(SHORT EXERCISE) Write the listing below out again exactly, dropping the images.

* START *

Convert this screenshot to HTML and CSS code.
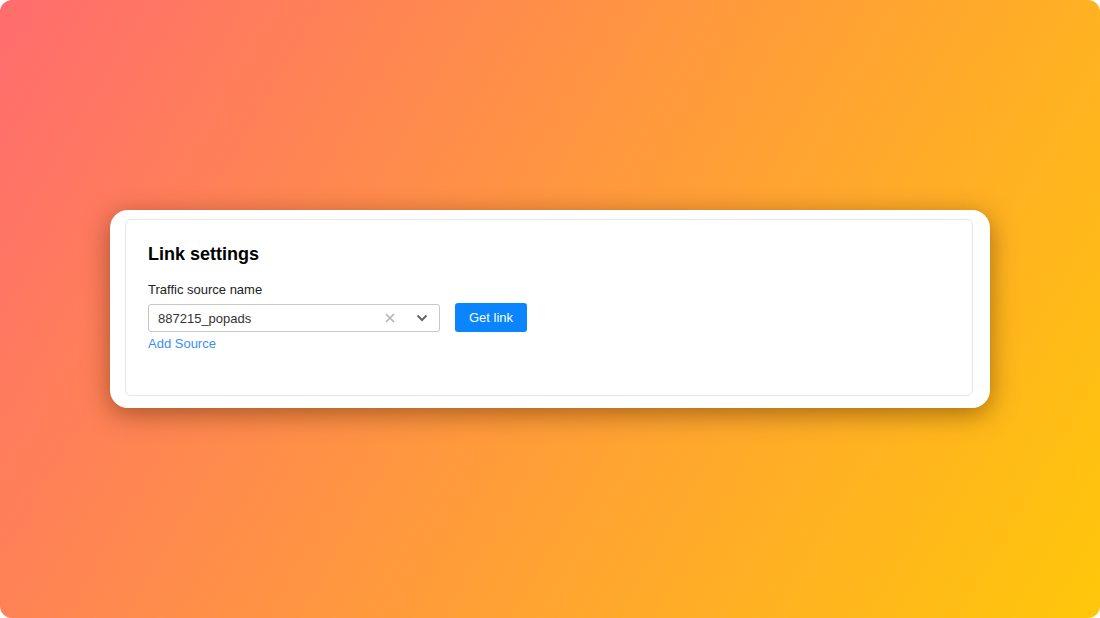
FILE: index.html
```html
<!DOCTYPE html>
<html lang="en">
<head>
    <meta charset="UTF-8">
    <meta name="viewport" content="width=device-width, initial-scale=1.0">
    <title>Link settings</title>
    <link rel="stylesheet" href="styles.css">
</head>
<body>
    <div class="backdrop">
        <div class="card">
            <div class="panel">
                <h2 class="panel-title">Link settings</h2>
                <label class="field-label">Traffic source name</label>
                <div class="field-row">
                    <div class="select">
                        <span class="select-value">887215_popads</span>
                        <span class="select-clear">
                            <svg width="10" height="10" viewBox="0 0 10 10"><path d="M1 1L9 9M9 1L1 9" stroke="#b3b3b3" stroke-width="1.6"/></svg>
                        </span>
                        <span class="select-arrow">
                            <svg width="12" height="8" viewBox="0 0 12 8"><path d="M1.5 1.5L6 6L10.5 1.5" fill="none" stroke="#666" stroke-width="2"/></svg>
                        </span>
                    </div>
                    <button class="btn">Get link</button>
                </div>
                <a href="#" class="add-link">Add Source</a>
            </div>
        </div>
    </div>
</body>
</html>
```

FILE: styles.css
```css
html, body {
    margin: 0;
    padding: 0;
    background: #fff;
}
body {
    font-family: "Liberation Sans", Arial, sans-serif;
    width: 1100px;
    height: 618px;
    overflow: hidden;
}
.backdrop {
    width: 1100px;
    height: 618px;
    border-radius: 12px;
    background: linear-gradient(120deg, #ff6c6e 0%, #ff9a3c 50%, #ffc70a 100%);
    display: flex;
    align-items: center;
    justify-content: center;
}
.card {
    width: 880px;
    height: 198px;
    box-sizing: border-box;
    background: #fff;
    border-radius: 18px;
    padding: 9px 17px 12px 15px;
    box-shadow: 0 6px 26px rgba(80, 35, 0, 0.5);
}
.panel {
    height: 100%;
    box-sizing: border-box;
    border: 1px solid #e6e6e6;
    border-radius: 6px;
    padding: 22px 22px 0 22px;
}
.panel-title {
    margin: 0 0 16px 0;
    font-size: 18px;
    font-weight: bold;
    color: #000;
    line-height: 24px;
}
.field-label {
    display: block;
    font-size: 13px;
    color: #222;
    line-height: 16px;
    margin-bottom: 6px;
}
.field-row {
    display: flex;
    align-items: flex-start;
    gap: 15px;
}
.select {
    width: 292px;
    height: 28px;
    box-sizing: border-box;
    border: 1px solid #c8c8c8;
    border-radius: 3px;
    display: flex;
    align-items: center;
    padding-left: 9px;
}
.select-value {
    flex: 1;
    font-size: 13px;
    color: #333;
}
.select-clear {
    display: flex;
    width: 10px;
    margin-right: 21px;
}
.select-arrow {
    display: flex;
    width: 12px;
    margin-right: 11px;
}
.btn {
    background: #0a84ff;
    color: #fff;
    border: none;
    border-radius: 3px;
    height: 29px;
    width: 72px;
    margin-top: -1px;
    font-family: inherit;
    font-size: 13px;
    padding: 0;
    cursor: pointer;
}
.add-link {
    display: inline-block;
    margin-top: 4px;
    font-size: 13px;
    color: #3a8ef5;
    text-decoration: none;
    line-height: 16px;
}
```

* END *

(ANSWER BELOW)
Convert this screenshot to HTML and CSS code.
FILE: index.html
```html
<!DOCTYPE html>
<html lang="en">
<head>
    <meta charset="UTF-8">
    <meta name="viewport" content="width=device-width, initial-scale=1.0">
    <title>Link settings</title>
    <link rel="stylesheet" href="styles.css">
</head>
<body>
    <div class="backdrop">
        <div class="card">
            <div class="panel">
                <h2 class="panel-title">Link settings</h2>
                <label class="field-label">Traffic source name</label>
                <div class="field-row">
                    <div class="select">
                        <span class="select-value">887215_popads</span>
                        <span class="select-clear">
                            <svg width="10" height="10" viewBox="0 0 10 10"><path d="M1 1L9 9M9 1L1 9" stroke="#b3b3b3" stroke-width="1.6"/></svg>
                        </span>
                        <span class="select-arrow">
                            <svg width="12" height="8" viewBox="0 0 12 8"><path d="M1.5 1.5L6 6L10.5 1.5" fill="none" stroke="#666" stroke-width="2"/></svg>
                        </span>
                    </div>
                    <button class="btn">Get link</button>
                </div>
                <a href="#" class="add-link">Add Source</a>
            </div>
        </div>
    </div>
</body>
</html>
```

FILE: styles.css
```css
html, body {
    margin: 0;
    padding: 0;
    background: #fff;
}
body {
    font-family: "Liberation Sans", Arial, sans-serif;
    width: 1100px;
    height: 618px;
    overflow: hidden;
}
.backdrop {
    width: 1100px;
    height: 618px;
    border-radius: 12px;
    background: linear-gradient(120deg, #ff6c6e 0%, #ff9a3c 50%, #ffc70a 100%);
    display: flex;
    align-items: center;
    justify-content: center;
}
.card {
    width: 880px;
    height: 198px;
    box-sizing: border-box;
    background: #fff;
    border-radius: 18px;
    padding: 9px 17px 12px 15px;
    box-shadow: 0 6px 26px rgba(80, 35, 0, 0.5);
}
.panel {
    height: 100%;
    box-sizing: border-box;
    border: 1px solid #e6e6e6;
    border-radius: 6px;
    padding: 22px 22px 0 22px;
}
.panel-title {
    margin: 0 0 16px 0;
    font-size: 18px;
    font-weight: bold;
    color: #000;
    line-height: 24px;
}
.field-label {
    display: block;
    font-size: 13px;
    color: #222;
    line-height: 16px;
    margin-bottom: 6px;
}
.field-row {
    display: flex;
    align-items: flex-start;
    gap: 15px;
}
.select {
    width: 292px;
    height: 28px;
    box-sizing: border-box;
    border: 1px solid #c8c8c8;
    border-radius: 3px;
    display: flex;
    align-items: center;
    padding-left: 9px;
}
.select-value {
    flex: 1;
    font-size: 13px;
    color: #333;
}
.select-clear {
    display: flex;
    width: 10px;
    margin-right: 21px;
}
.select-arrow {
    display: flex;
    width: 12px;
    margin-right: 11px;
}
.btn {
    background: #0a84ff;
    color: #fff;
    border: none;
    border-radius: 3px;
    height: 29px;
    width: 72px;
    margin-top: -1px;
    font-family: inherit;
    font-size: 13px;
    padding: 0;
    cursor: pointer;
}
.add-link {
    display: inline-block;
    margin-top: 4px;
    font-size: 13px;
    color: #3a8ef5;
    text-decoration: none;
    line-height: 16px;
}
```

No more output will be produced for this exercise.